Collected material:
----

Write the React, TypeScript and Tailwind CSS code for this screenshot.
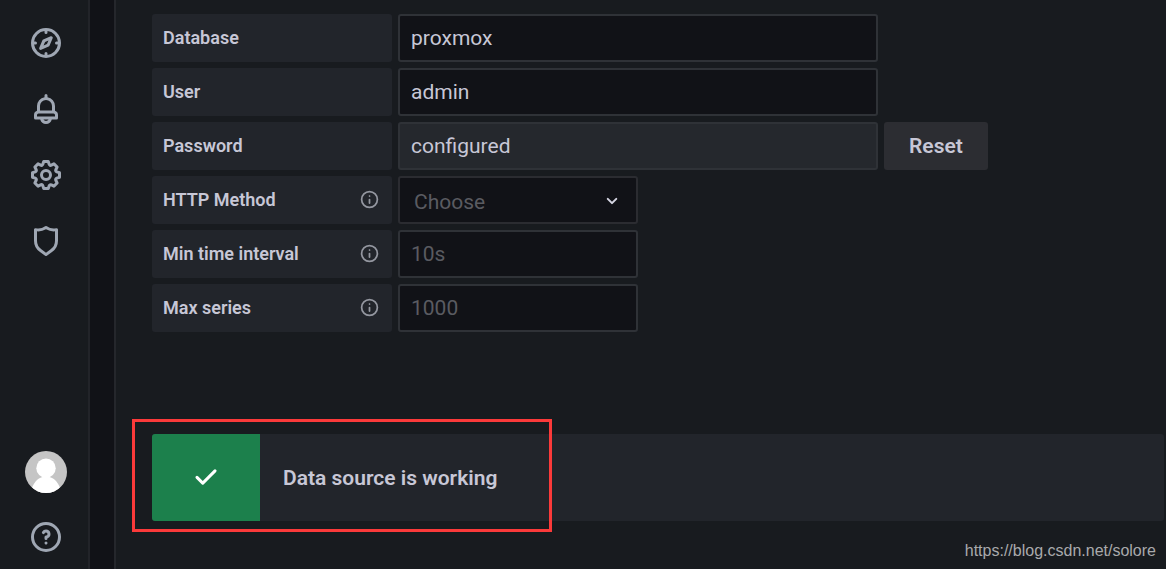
import React from "react";

const icons = {
  compass:
    "M12,2A10,10,0,1,0,22,12,10,10,0,0,0,12,2Zm1,17.93V19a1,1,0,0,0-2,0v.93A8,8,0,0,1,4.07,13H5a1,1,0,0,0,0-2H4.07A8,8,0,0,1,11,4.07V5a1,1,0,0,0,2,0V4.07A8,8,0,0,1,19.93,11H19a1,1,0,0,0,0,2h.93A8,8,0,0,1,13,19.93ZM15.14,7.55l-5,2.12a1,1,0,0,0-.52.52l-2.12,5a1,1,0,0,0,.21,1.1,1,1,0,0,0,.7.3.93.93,0,0,0,.4-.09l5-2.12a1,1,0,0,0,.52-.52l2.12-5a1,1,0,0,0-1.31-1.31Zm-2.49,5.1-2.28,1,1-2.28,2.28-1Z",
  bell: "M18,13.18V10a6,6,0,0,0-5-5.91V3a1,1,0,0,0-2,0V4.09A6,6,0,0,0,6,10v3.18A3,3,0,0,0,4,16v2a1,1,0,0,0,1,1H8.14a4,4,0,0,0,7.72,0H19a1,1,0,0,0,1-1V16A3,3,0,0,0,18,13.18ZM8,10a4,4,0,0,1,8,0v3H8Zm4,10a2,2,0,0,1-1.72-1h3.44A2,2,0,0,1,12,20Zm6-3H6V16a1,1,0,0,1,1-1H17a1,1,0,0,1,1,1Z",
  cog: "M21.32,9.55l-1.89-.63.89-1.78A1,1,0,0,0,20.13,6L18,3.87a1,1,0,0,0-1.15-.19l-1.78.89-.63-1.89A1,1,0,0,0,13.5,2h-3a1,1,0,0,0-.95.68L8.92,4.57,7.14,3.68A1,1,0,0,0,6,3.87L3.87,6a1,1,0,0,0-.19,1.15l.89,1.78-1.89.63A1,1,0,0,0,2,10.5v3a1,1,0,0,0,.68.95l1.89.63-.89,1.78A1,1,0,0,0,3.87,18L6,20.13a1,1,0,0,0,1.15.19l1.78-.89.63,1.89a1,1,0,0,0,.95.68h3a1,1,0,0,0,.95-.68l.63-1.89,1.78.89A1,1,0,0,0,18,20.13L20.13,18a1,1,0,0,0,.19-1.15l-.89-1.78,1.89-.63A1,1,0,0,0,22,13.5v-3A1,1,0,0,0,21.32,9.55ZM20,12.78l-1.2.4A2,2,0,0,0,17.64,16l.57,1.14-1.1,1.1L16,17.64a2,2,0,0,0-2.79,1.16l-.4,1.2H11.22l-.4-1.2A2,2,0,0,0,8,17.64l-1.14.57-1.1-1.1L6.36,16A2,2,0,0,0,5.2,13.18L4,12.78V11.22l1.2-.4A2,2,0,0,0,6.36,8L5.79,6.89l1.1-1.1L8,6.36A2,2,0,0,0,10.82,5.2l.4-1.2h1.56l.4,1.2A2,2,0,0,0,16,6.36l1.14-.57,1.1,1.1L17.64,8a2,2,0,0,0,1.16,2.79l1.2.4ZM12,8a4,4,0,1,0,4,4A4,4,0,0,0,12,8Zm0,6a2,2,0,1,1,2-2A2,2,0,0,1,12,14Z",
  shield:
    "M19.63,3.65a1,1,0,0,0-.84-.2,8,8,0,0,1-6.22-1.27,1,1,0,0,0-1.14,0A8,8,0,0,1,5.21,3.45a1,1,0,0,0-.84.2A1,1,0,0,0,4,4.43v7.45a9,9,0,0,0,3.77,7.33l3.65,2.6a1,1,0,0,0,1.16,0l3.65-2.6A9,9,0,0,0,20,11.88V4.43A1,1,0,0,0,19.63,3.65ZM18,11.88a7,7,0,0,1-2.93,5.7L12,19.77,8.93,17.58A7,7,0,0,1,6,11.88V5.58a10,10,0,0,0,6-1.39,10,10,0,0,0,6,1.39Z",
  help: "M11.29,15.29a1.58,1.58,0,0,0-.12.15.76.76,0,0,0-.09.18.64.64,0,0,0-.06.18,1.36,1.36,0,0,0,0,.2.84.84,0,0,0,.08.38.9.9,0,0,0,.54.54.94.94,0,0,0,.76,0,.9.9,0,0,0,.54-.54A1,1,0,0,0,13,16a1,1,0,0,0-.29-.71A1,1,0,0,0,11.29,15.29ZM12,2A10,10,0,1,0,22,12,10,10,0,0,0,12,2Zm0,18a8,8,0,1,1,8-8A8,8,0,0,1,12,20ZM12,7A3,3,0,0,0,9.4,8.5a1,1,0,1,0,1.73,1A1,1,0,0,1,12,9a1,1,0,0,1,0,2,1,1,0,0,0-1,1v1a1,1,0,0,0,2,0v-.18A3,3,0,0,0,12,7Z",
  info: "M12,2A10,10,0,1,0,22,12,10,10,0,0,0,12,2Zm0,18a8,8,0,1,1,8-8A8,8,0,0,1,12,20Zm0-9a1,1,0,0,0-1,1v4a1,1,0,0,0,2,0V12A1,1,0,0,0,12,11Zm.38-3.92a1,1,0,0,0-.76,0,1,1,0,0,0-.33.21,1.15,1.15,0,0,0-.21.33A.84.84,0,0,0,11,8a1,1,0,0,0,.29.71,1.15,1.15,0,0,0,.33.21A1,1,0,0,0,13,8a1.05,1.05,0,0,0-.29-.71A1,1,0,0,0,12.38,7.08Z",
  angleDown:
    "M17,9.17a1,1,0,0,0-1.41,0L12,12.71,8.46,9.17a1,1,0,0,0-1.41,0,1,1,0,0,0,0,1.42l4.24,4.24a1,1,0,0,0,1.42,0L17,10.59A1,1,0,0,0,17,9.17Z",
  check:
    "M18.71,7.21a1,1,0,0,0-1.42,0L9.84,14.67,6.71,11.53A1,1,0,1,0,5.29,13l3.84,3.84a1,1,0,0,0,1.42,0l8.16-8.16A1,1,0,0,0,18.71,7.21Z",
};

type IconName = keyof typeof icons;

function Icon({ name, className }: { name: IconName; className: string }) {
  return (
    <svg viewBox="0 0 24 24" fill="currentColor" aria-hidden="true" className={className}>
      <path d={icons[name]} />
    </svg>
  );
}

function NavLink({ name, label }: { name: IconName; label: string }) {
  return (
    <a href="#" aria-label={label} className="text-[#9fa7b3]">
      <Icon name={name} className="size-9" />
    </a>
  );
}

function Row({
  id,
  label,
  info,
  children,
}: {
  id: string;
  label: string;
  info?: boolean;
  children: React.ReactNode;
}) {
  return (
    <div className="flex gap-1.5">
      <label
        htmlFor={id}
        className="flex h-12 w-60 shrink-0 items-center justify-between rounded-[3px] bg-[#22252b] pr-3 pl-[11px] text-lg font-semibold"
      >
        {label}
        {info && <Icon name="info" className="mb-px size-[21px] text-[#9497a0]" />}
      </label>
      {children}
    </div>
  );
}

const field =
  "h-12 rounded-[3px] border-2 border-[#2f3237] px-[11px] text-[21px] text-[#c7c7d6] placeholder-[#5a5b61] outline-none";

export default function App() {
  return (
    <div className="relative flex min-h-screen bg-[#111217] font-[Roboto,sans-serif] text-[#c7c7d6]">
      <nav
        aria-label="Main"
        className="flex w-[90px] shrink-0 flex-col items-center justify-between border-r-2 border-[#222429] bg-[#181b1f] pt-[25px] pb-3.5 pl-1"
      >
        <div className="flex flex-col gap-[30px]">
          <NavLink name="compass" label="Explore" />
          <NavLink name="bell" label="Alerting" />
          <NavLink name="cog" label="Configuration" />
          <NavLink name="shield" label="Server admin" />
        </div>
        <div className="flex flex-col items-center gap-[26px]">
          <a href="#" aria-label="Profile">
            <svg viewBox="0 0 42 42" aria-hidden="true" className="size-[42px] rounded-full bg-[#c5c5c5]">
              <circle cx="21" cy="17.2" r="9.7" fill="#fff" />
              <path d="M5.5 42C7.500 32 13 25.500 21 25.500S34.500 32 36.500 42Z" fill="#fff" />
            </svg>
          </a>
          <NavLink name="help" label="Help" />
        </div>
      </nav>

      <main className="ml-6 min-w-0 flex-1 border-l-2 border-[#25272c] bg-[#181b1f] pt-3.5 pr-0.5 pb-12 pl-9">
        <form className="flex flex-col gap-1.5" onSubmit={(e) => e.preventDefault()}>
          <Row id="database" label="Database">
            <input id="database" defaultValue="proxmox" className={`${field} w-[480px] min-w-0 bg-[#111217]`} />
          </Row>
          <Row id="user" label="User">
            <input id="user" defaultValue="admin" className={`${field} w-[480px] min-w-0 bg-[#111217]`} />
          </Row>
          <Row id="password" label="Password">
            <input id="password" disabled value="configured" className={`${field} w-[480px] min-w-0 bg-[#25282d]`} />
            <button type="button" className="h-12 rounded-[3px] bg-[#2c2d32] px-[25px] pt-0.5 text-[21px] font-semibold">
              Reset
            </button>
          </Row>
          <Row id="method" label="HTTP Method" info>
            <div className="relative w-60">
              <select
                id="method"
                defaultValue=""
                className="h-12 w-full appearance-none rounded-[3px] border-2 border-[#2b2c31] bg-[#111217] pt-1.5 pr-10 pl-3.5 text-[21px] text-[#5a5b61] outline-none"
              >
                <option value="">Choose</option>
                <option>GET</option>
                <option>POST</option>
              </select>
              <Icon name="angleDown" className="pointer-events-none absolute top-[13px] right-3.5 size-6 text-[#d5d5e2]" />
            </div>
          </Row>
          <Row id="interval" label="Min time interval" info>
            <input id="interval" placeholder="10s" className={`${field} w-60 min-w-0 bg-[#111217]`} />
          </Row>
          <Row id="series" label="Max series" info>
            <input id="series" placeholder="1000" className={`${field} w-60 min-w-0 bg-[#111217]`} />
          </Row>
        </form>

        <div role="status" className="relative mt-[102px] flex h-[87px] rounded-[3px] bg-[#22252b]">
          <div className="flex w-[108px] items-center justify-center rounded-l-[3px] bg-[#1c804c] pb-0.5 text-white">
            <Icon name="check" className="size-9" />
          </div>
          <p className="flex items-center px-[23px] pt-0.5 text-[21px] font-semibold">Data source is working</p>
          <div className="pointer-events-none absolute -top-[15px] -left-5 h-[113px] w-[420px] border-3 border-[#fb3a3a]" />
        </div>
      </main>

      <p className="absolute right-2.5 bottom-1.5 font-['Liberation_Sans',sans-serif] text-base text-[#a9aaac]">
        https://blog.csdn.net/solore
      </p>
    </div>
  );
}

----

Your task:
Exactly restate the lines from the beginning of the data through the line with "import React from", and no others, keeping pictures out.

Full response:
Write the React, TypeScript and Tailwind CSS code for this screenshot.
import React from "react";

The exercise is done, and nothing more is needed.